The national park system is comprised of well known sites like Yellowstone, Yosemite, and the Grand Canyon. Yet, it also includes lesser known jewels like Point Reyes, Devil's Tower, and Fort Vancouver. All total the park system contains nearly 400 sites, sites that contain and protect some of America's most sacred ideas, hopes, places. The founders of the park system envisioned that as America developed, its history unfolded, and scientific understanding deepened, the park system would expand to capture these new chapters in our ongoing story.

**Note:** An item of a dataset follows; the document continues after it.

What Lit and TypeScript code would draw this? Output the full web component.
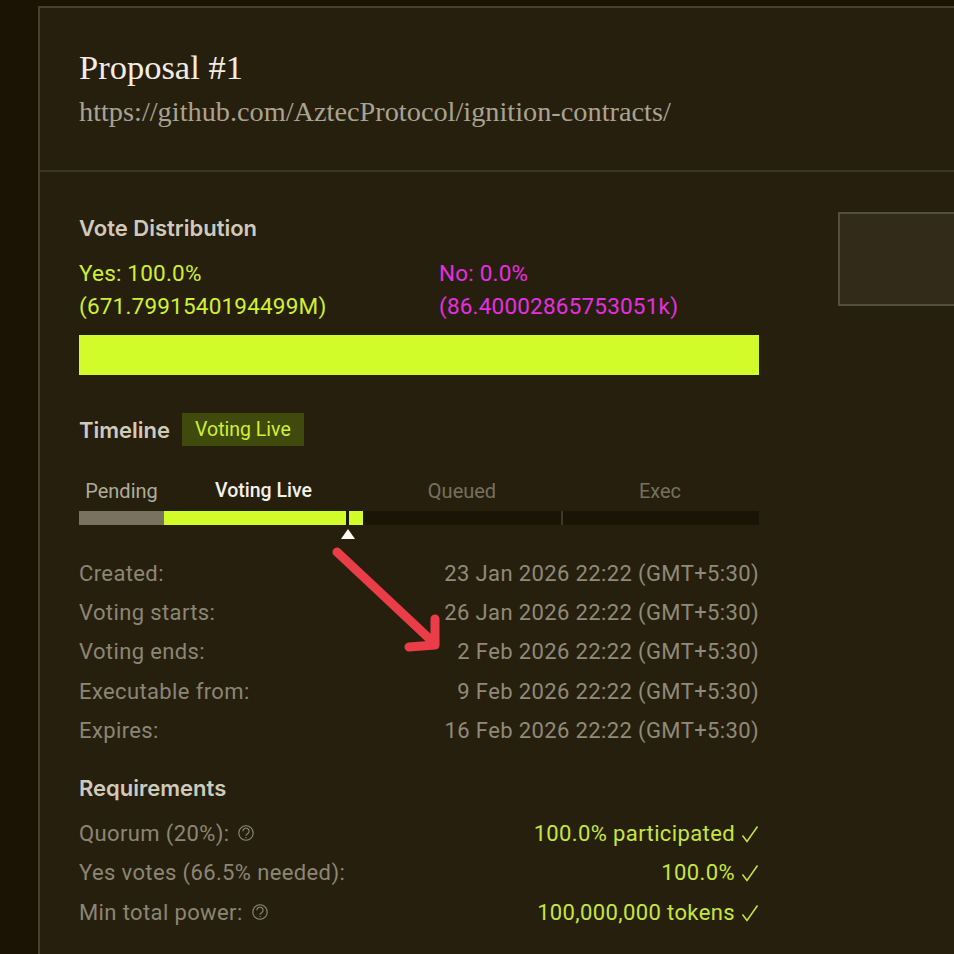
import { LitElement, html, css, svg } from "lit";
import { customElement } from "lit/decorators.js";

const dates = [
  ["Created:", "23 Jan 2026 22:22 (GMT+5:30)"],
  ["Voting starts:", "26 Jan 2026 22:22 (GMT+5:30)"],
  ["Voting ends:", "2 Feb 2026 22:22 (GMT+5:30)"],
  ["Executable from:", "9 Feb 2026 22:22 (GMT+5:30)"],
  ["Expires:", "16 Feb 2026 22:22 (GMT+5:30)"],
];

const requirements = [
  { label: "Quorum (20%):", help: true, value: "100.0% participated" },
  { label: "Yes votes (66.5% needed):", help: false, value: "100.0%" },
  { label: "Min total power:", help: true, value: "100,000,000 tokens" },
];

const stages = [
  { label: "Pending", width: 85, cls: "done" },
  { label: "Voting Live", width: 199, cls: "live" },
  { label: "Queued", width: 198, cls: "todo" },
  { label: "Exec", width: 198, cls: "todo" },
];

const helpIcon = svg`<circle cx="8" cy="8" r="7.2" fill="none" stroke="currentColor" stroke-width="1.1"/>
  <path d="M4.9 6.2a3.1 3.1 0 1 1 4.7 2.6c-1 .6-1.6 1-1.6 2" fill="none" stroke="currentColor" stroke-width="1.1"/>
  <circle cx="8" cy="12.6" r=".7" fill="currentColor"/>`;

const checkIcon = svg`<path d="M1.5 10.5 6 16.5 16.5 1.5" fill="none" stroke="currentColor" stroke-width="1.5"/>`;

@customElement("app-root")
export class AppRoot extends LitElement {
  static styles = css`
    :host {
      display: block;
      height: 954px;
      overflow: hidden;
      background: #1b1404;
      font-family: Roboto, "Liberation Sans", sans-serif;
      position: relative;
    }
    .panel {
      margin: 6px 0 0 38px;
      height: 948px;
      box-sizing: border-box;
      background: #271f0e;
      border: solid #48412f;
      border-width: 2px 0 0 2px;
    }
    header {
      height: 164px;
      box-sizing: border-box;
      padding: 39px 0 0 39px;
      border-bottom: 2px solid #3b3524;
    }
    h1 {
      margin: 0;
      font: 400 34.5px/40px "Liberation Serif", serif;
      color: #f1ede2;
    }
    .url {
      margin-top: 9px;
      font: 400 28.3px/32px "Liberation Serif", serif;
      color: #a8a392;
    }
    .content {
      display: flex;
      align-items: flex-start;
      padding: 0 0 0 39px;
    }
    .main {
      width: 680px;
      flex: none;
    }
    aside {
      width: 200px;
      height: 94px;
      flex: none;
      box-sizing: border-box;
      margin: 40px 0 0 79px;
      background: #332b19;
      border: solid #544e3c;
      border-width: 2px 0 2px 2px;
    }
    h2 {
      margin: 0;
      font-family: Inter, sans-serif;
      font-size: 22px;
      line-height: 28px;
      font-weight: 600;
      color: #cfcabb;
    }
    .distribution {
      padding-top: 42px;
    }
    .votes {
      display: grid;
      grid-template-columns: 360px 1fr;
      margin-top: 15px;
      font-size: 22.5px;
      letter-spacing: 0.2px;
      line-height: 33px;
    }
    .yes {
      color: #d0f030;
    }
    .no {
      color: #e62fe0;
    }
    .vote-bar {
      height: 40px;
      margin-top: 12px;
      background: #d2fb2a;
    }
    .timeline-head {
      display: flex;
      align-items: center;
      gap: 12px;
      margin-top: 38px;
    }
    .badge {
      height: 33px;
      padding: 0 13px;
      display: flex;
      align-items: center;
      background: #414a0d;
      color: #d0f030;
      font: 400 19.5px Roboto, sans-serif;
    }
    .stages {
      display: flex;
      margin-top: 31px;
    }
    .stage {
      text-align: center;
      font: 400 20px/28px Roboto, sans-serif;
      color: #76705f;
    }
    .stage.done {
      color: #b0ab9b;
    }
    .stage.live {
      color: #f4f1e6;
      font-size: 19.5px;
      font-weight: 500;
    }
    .bar {
      display: flex;
      position: relative;
      height: 14px;
      margin-top: 6px;
      background: #1a1406;
    }
    .seg.done {
      background: #78725f;
    }
    .seg.live {
      background: #d2fb2a;
    }
    .seg.todo + .seg.todo {
      border-left: 2px solid #3d3829;
      box-sizing: border-box;
    }
    .now {
      position: absolute;
      left: 267px;
      top: 0;
      width: 3px;
      height: 14px;
      background: #1f1808;
    }
    .tick {
      position: absolute;
      left: 262px;
      top: 18px;
      width: 0;
      height: 0;
      border: solid transparent;
      border-width: 0 7px 10px;
      border-bottom-color: #fbf9f0;
    }
    .rows {
      margin-top: 28.5px;
    }
    .row {
      display: flex;
      justify-content: space-between;
      font-size: 22px;
      letter-spacing: 0.38px;
      line-height: 39.4px;
      color: #8b8675;
    }
    .row .value {
      color: #8f8a79;
    }
    h2.req {
      margin-top: 23.5px;
    }
    .req-rows {
      margin-top: 12px;
    }
    .req-rows .value {
      color: #c6e63c;
      display: flex;
      align-items: center;
      gap: 6px;
    }
    .label {
      display: flex;
      align-items: center;
      gap: 9px;
    }
    .help {
      width: 16px;
      height: 16px;
      color: #8f8a79;
      margin-top: -2px;
    }
    .check {
      width: 18px;
      height: 18px;
    }
    .arrow {
      position: absolute;
      left: 325px;
      top: 540px;
      width: 125px;
      height: 120px;
    }
  `;

  render() {
    return html`
      <div class="panel">
        <header>
          <h1>Proposal #1</h1>
          <div class="url">https://github.com/AztecProtocol/ignition-contracts/</div>
        </header>
        <div class="content">
          <div class="main">
            <section class="distribution">
              <h2>Vote Distribution</h2>
              <div class="votes">
                <div class="yes">Yes: 100.0%<br />(671.7991540194499M)</div>
                <div class="no">No: 0.0%<br />(86.40002865753051k)</div>
              </div>
              <div class="vote-bar"></div>
            </section>
            <section>
              <div class="timeline-head">
                <h2>Timeline</h2>
                <span class="badge">Voting Live</span>
              </div>
              <div class="stages">
                ${stages.map(
                  (s) => html`<div class="stage ${s.cls}" style="width:${s.width}px">${s.label}</div>`
                )}
              </div>
              <div class="bar">
                ${stages.map(
                  (s) => html`<div class="seg ${s.cls}" style="width:${s.width}px"></div>`
                )}
                <div class="now"></div>
                <div class="tick"></div>
              </div>
              <div class="rows">
                ${dates.map(
                  ([label, value]) => html`
                    <div class="row"><span>${label}</span><span class="value">${value}</span></div>
                  `
                )}
              </div>
            </section>
            <section>
              <h2 class="req">Requirements</h2>
              <div class="req-rows">
                ${requirements.map(
                  (r) => html`
                    <div class="row">
                      <span class="label">
                        ${r.label}
                        ${r.help ? html`<svg class="help" viewBox="0 0 16 16">${helpIcon}</svg>` : ""}
                      </span>
                      <span class="value">
                        ${r.value}
                        <svg class="check" viewBox="0 0 18 18">${checkIcon}</svg>
                      </span>
                    </div>
                  `
                )}
              </div>
            </section>
          </div>
          <aside></aside>
        </div>
      </div>
      <svg class="arrow" viewBox="0 0 125 120">
        <path
          d="M12 12 L109 103 M84 107 L110 105 L110 79"
          fill="none"
          stroke="#ea3d48"
          stroke-width="9"
          stroke-linecap="round"
          stroke-linejoin="round"
        />
      </svg>
    `;
  }
}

Currently, efforts in Washington State are underway to elevate Mount St. Helens to a national park. Adding the volcano to the park system would bestow added prestige to the volcano, attract new visitors, improve the regional economy, provide more stable funding, improve recreation, and better protect irreplaceable natural and cultural wonders. Recently, 100 economists, including three Nobel laureates signed a letter to President Obama detailing the economic benefits of protected lands such as that in the park system.

Unleashing Colter's Hell, my soon to be released novel, is set in Yellowstone National Park. Yellowstone is the world's first national park. Since that time more than 100 countries have followed America's lead and established approximately 1,000 national parks. Some have called the "national park" America's best idea.

Across the country today, community leaders, business owners, recreation enthusiasts, wildlife lovers, and countless others are re-discovering their nearby national treasures and exploring the benefits of adding their sites to the national park system. Several new park bills have been introduced this congress, many could be pass this Fall.

A park system that continues to evolve and expand, can better tell the American story, better reflect the changing face of America.

What benefits do you see from an expanded park system?

Thursday, February 9, 2012

Latest Cover Design

Here is the latest cover design for Unleashing Colter's Hell, my new novel. Set in Yellowstone, Unleashing Colter's Hell is about a fanatic sent to the Wyoming wilderness to trigger a Yellowstone eruption, spelling the end of the United States. A lone park ranger named Grayson Cole and Dianne Harris, a rookie FBI agent are all that stand between the world and its destruction.

Look for the book to be out in paperback soon.

Let me know your thoughts on the cover in the comment section.

Wednesday, February 1, 2012

60,000 Words!

Just passed 60,000 words in my manuscript for Unleashing Colter's Hell. My current writing focuses on tightening plot lines and filling out characters. Heading toward 70,000 and beyond.